Die Bahariye Caddesi (auch: Gen. Asım Gündüz Caddesi), eine moderne Fußgängerzone, säumen vorwiegend Schuh- und Bekleidungsgeschäfte, dazu einige Kinos. Linker Hand erblickt man die Aya Triada, eine große, gut restaurierte griechisch-orthodoxe Kirche mit einem gepflegten Rosengarten drum herum (leider selten geöffnet).

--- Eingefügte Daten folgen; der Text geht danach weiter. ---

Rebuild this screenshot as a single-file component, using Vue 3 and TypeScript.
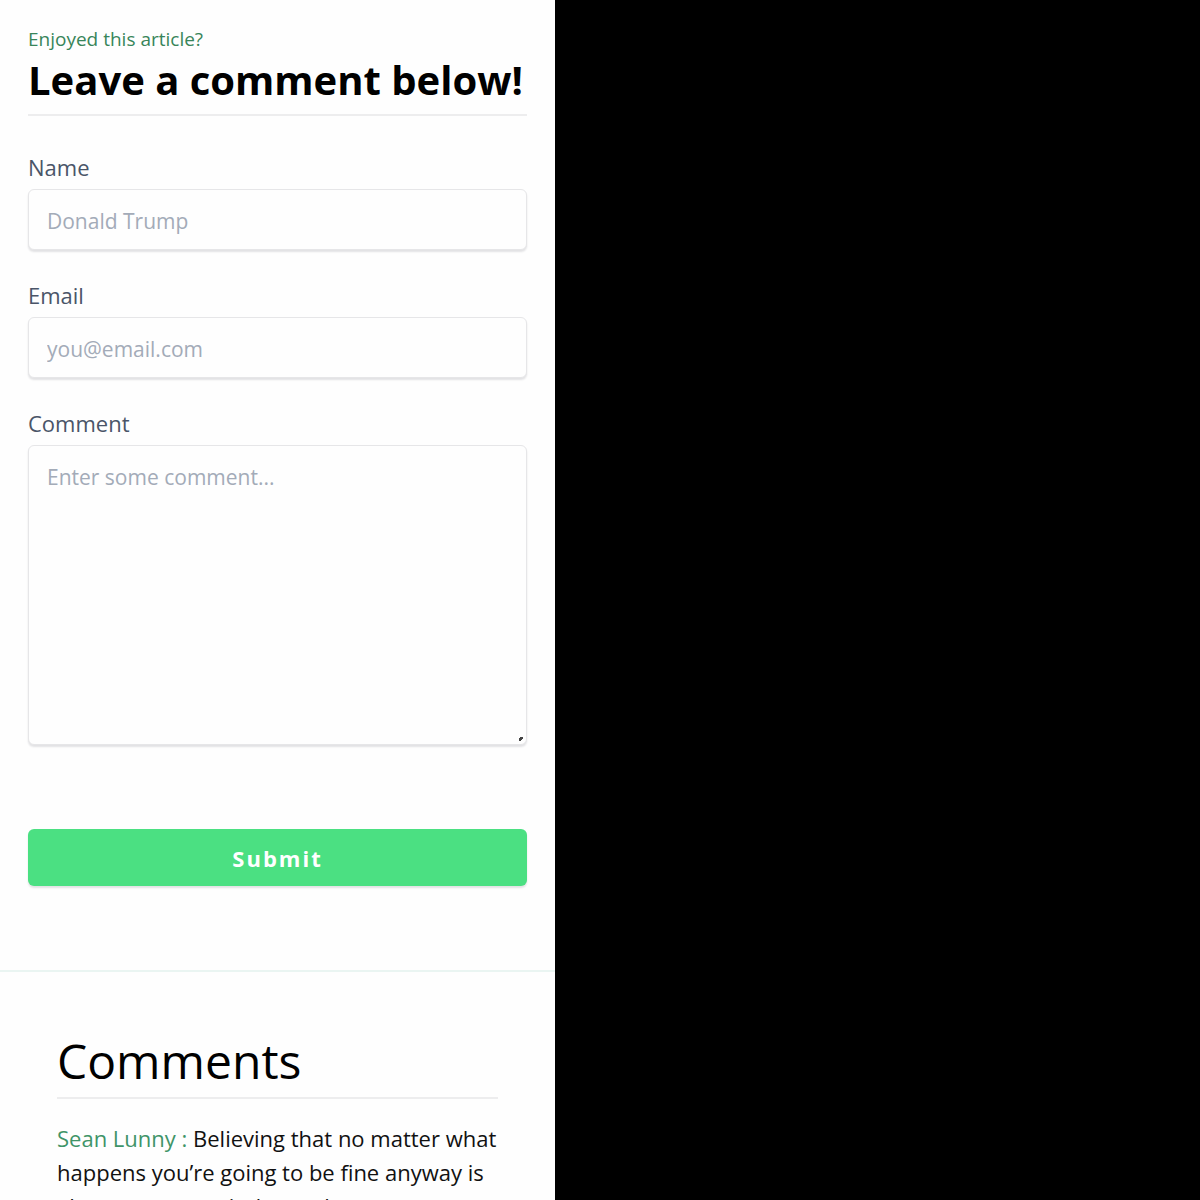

Am Abend lohnt ein Abstecher in die etwas
weiter westlich gelegene, parallel verlaufende Kadife Sokak, einer der Nightspots İstanbuls auf
asiatischer Seite. In der Umgangssprache wird die Gasse auch
„Barlar Sokagı“ (Bargasse) genannt. Nicht selten werden hier die
feuchtfröhlichen Nächte durch Polizeirazzien beendet.Vom nördlichen
Ende der Bahariye Caddesi zweigt die schmale, schön gepflasterte
Ali Suavi Sokak mit ein paar netten Cafés
und fest installierten Kunsthandwerksständen ab. Die kleine
armenische Surp-Levon-Kirche (Surp Levon
Kilisesi) aus dem Jahr 1911 fällt hier kaum auf.

Über die Söğütlü Çeşme Caddesi, wo sich zahlreiche Goldgeschäfte aneinanderreihen, gelangt man zurück zur Fähranlegestelle. In entgegengesetzter Richtung geht es zum Fenerbahçe-Stadion.